**What to work on:**
Output nothing but the number of lines that include the word "this".

**Supplied records:**
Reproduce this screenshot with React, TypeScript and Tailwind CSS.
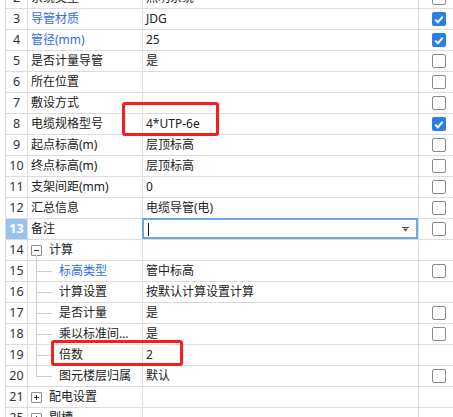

...

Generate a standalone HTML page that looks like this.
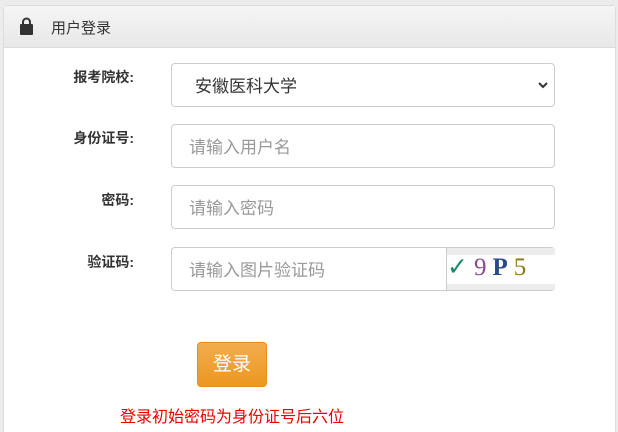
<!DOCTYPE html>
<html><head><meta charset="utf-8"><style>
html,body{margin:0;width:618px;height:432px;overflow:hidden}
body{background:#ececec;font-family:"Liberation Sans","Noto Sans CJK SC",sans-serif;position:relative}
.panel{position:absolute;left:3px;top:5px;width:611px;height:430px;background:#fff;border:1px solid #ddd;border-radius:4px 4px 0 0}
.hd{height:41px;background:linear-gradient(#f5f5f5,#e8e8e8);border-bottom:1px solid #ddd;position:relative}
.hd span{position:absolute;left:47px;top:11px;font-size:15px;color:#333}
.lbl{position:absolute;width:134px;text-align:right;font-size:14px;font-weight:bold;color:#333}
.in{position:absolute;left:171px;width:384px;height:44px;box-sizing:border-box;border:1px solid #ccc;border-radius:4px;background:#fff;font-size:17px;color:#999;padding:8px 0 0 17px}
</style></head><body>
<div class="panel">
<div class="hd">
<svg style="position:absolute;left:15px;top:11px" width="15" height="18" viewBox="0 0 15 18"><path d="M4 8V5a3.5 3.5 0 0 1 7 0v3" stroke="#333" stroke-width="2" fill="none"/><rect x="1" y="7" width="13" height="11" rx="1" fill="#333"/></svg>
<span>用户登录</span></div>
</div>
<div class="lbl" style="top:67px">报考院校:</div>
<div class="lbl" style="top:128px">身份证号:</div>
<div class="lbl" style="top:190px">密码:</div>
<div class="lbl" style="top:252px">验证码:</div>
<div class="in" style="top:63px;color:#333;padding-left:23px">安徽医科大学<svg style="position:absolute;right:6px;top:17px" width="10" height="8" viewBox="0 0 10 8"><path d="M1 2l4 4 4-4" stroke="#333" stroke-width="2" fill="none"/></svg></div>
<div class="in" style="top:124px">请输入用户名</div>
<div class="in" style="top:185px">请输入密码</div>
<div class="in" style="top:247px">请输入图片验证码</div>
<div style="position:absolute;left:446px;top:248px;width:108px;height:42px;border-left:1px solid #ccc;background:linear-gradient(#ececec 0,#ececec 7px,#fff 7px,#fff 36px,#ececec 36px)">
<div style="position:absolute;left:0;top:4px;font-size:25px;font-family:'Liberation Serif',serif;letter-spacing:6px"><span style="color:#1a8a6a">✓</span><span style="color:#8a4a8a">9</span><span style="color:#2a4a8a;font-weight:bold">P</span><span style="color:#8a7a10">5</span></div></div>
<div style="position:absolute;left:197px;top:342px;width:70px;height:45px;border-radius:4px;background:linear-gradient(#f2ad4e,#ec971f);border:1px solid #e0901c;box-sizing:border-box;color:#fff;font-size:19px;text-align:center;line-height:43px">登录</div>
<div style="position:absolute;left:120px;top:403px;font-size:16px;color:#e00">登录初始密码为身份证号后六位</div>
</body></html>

**Task solution:**
2